*MATERIAL SUPPLIED:*
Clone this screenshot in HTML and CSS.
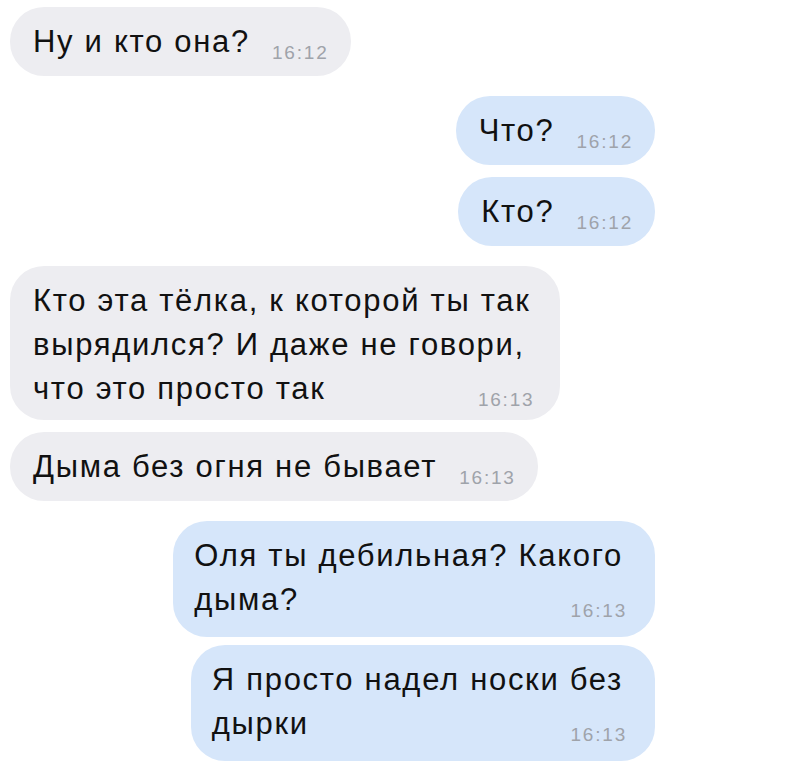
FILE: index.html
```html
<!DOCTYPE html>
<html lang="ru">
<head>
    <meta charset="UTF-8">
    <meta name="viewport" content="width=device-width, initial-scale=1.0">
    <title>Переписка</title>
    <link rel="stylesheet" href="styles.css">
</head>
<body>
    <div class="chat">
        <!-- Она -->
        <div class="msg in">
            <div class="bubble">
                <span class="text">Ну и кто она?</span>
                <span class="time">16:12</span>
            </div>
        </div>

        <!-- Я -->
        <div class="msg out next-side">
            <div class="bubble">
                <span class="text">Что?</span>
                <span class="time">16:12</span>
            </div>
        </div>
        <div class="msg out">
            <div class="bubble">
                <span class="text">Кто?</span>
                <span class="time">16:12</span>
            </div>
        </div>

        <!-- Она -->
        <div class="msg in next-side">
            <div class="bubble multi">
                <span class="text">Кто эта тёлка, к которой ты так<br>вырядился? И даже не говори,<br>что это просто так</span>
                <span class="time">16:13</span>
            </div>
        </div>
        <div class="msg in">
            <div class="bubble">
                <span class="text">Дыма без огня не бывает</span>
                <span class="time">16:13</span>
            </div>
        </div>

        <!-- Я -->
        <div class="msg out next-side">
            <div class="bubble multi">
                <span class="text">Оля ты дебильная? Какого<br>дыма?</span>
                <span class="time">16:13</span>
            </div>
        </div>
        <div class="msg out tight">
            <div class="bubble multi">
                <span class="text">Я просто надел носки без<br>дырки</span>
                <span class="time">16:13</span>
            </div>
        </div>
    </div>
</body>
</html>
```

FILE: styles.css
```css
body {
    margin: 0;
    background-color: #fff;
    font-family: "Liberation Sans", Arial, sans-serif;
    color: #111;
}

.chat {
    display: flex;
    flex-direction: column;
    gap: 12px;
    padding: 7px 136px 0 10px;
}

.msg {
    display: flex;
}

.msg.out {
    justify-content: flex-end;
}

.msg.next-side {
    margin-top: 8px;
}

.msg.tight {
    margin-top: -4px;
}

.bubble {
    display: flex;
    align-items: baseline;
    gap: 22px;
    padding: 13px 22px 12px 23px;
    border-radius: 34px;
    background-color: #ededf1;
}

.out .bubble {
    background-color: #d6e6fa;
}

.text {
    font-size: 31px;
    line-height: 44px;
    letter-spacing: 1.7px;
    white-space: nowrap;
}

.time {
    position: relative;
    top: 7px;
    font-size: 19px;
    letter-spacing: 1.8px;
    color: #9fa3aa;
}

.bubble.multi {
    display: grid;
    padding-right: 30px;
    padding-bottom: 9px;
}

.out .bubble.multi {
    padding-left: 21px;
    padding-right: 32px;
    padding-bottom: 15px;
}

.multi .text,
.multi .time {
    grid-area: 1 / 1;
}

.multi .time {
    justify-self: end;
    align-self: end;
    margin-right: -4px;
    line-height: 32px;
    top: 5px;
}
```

...

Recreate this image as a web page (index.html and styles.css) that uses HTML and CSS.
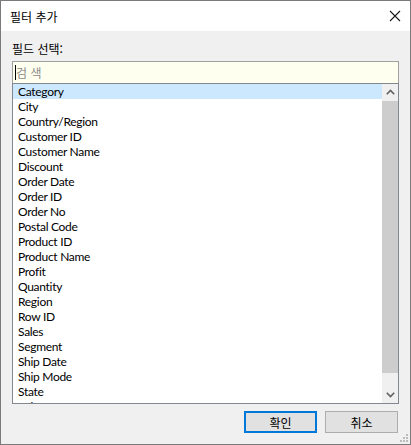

...

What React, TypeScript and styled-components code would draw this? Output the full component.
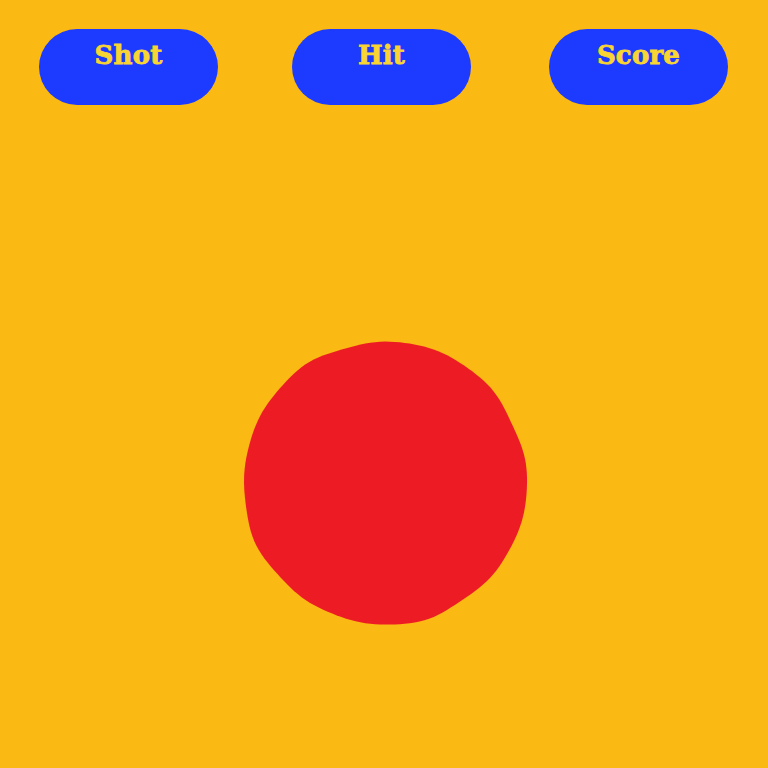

*WHAT YOU SHOULD DO:* From the listing above, collect each line in which the string "index" appears.

*ANSWER TO THIS TASK:*
FILE: index.html
Recreate this image as a web page (index.html and styles.css) that uses HTML and CSS.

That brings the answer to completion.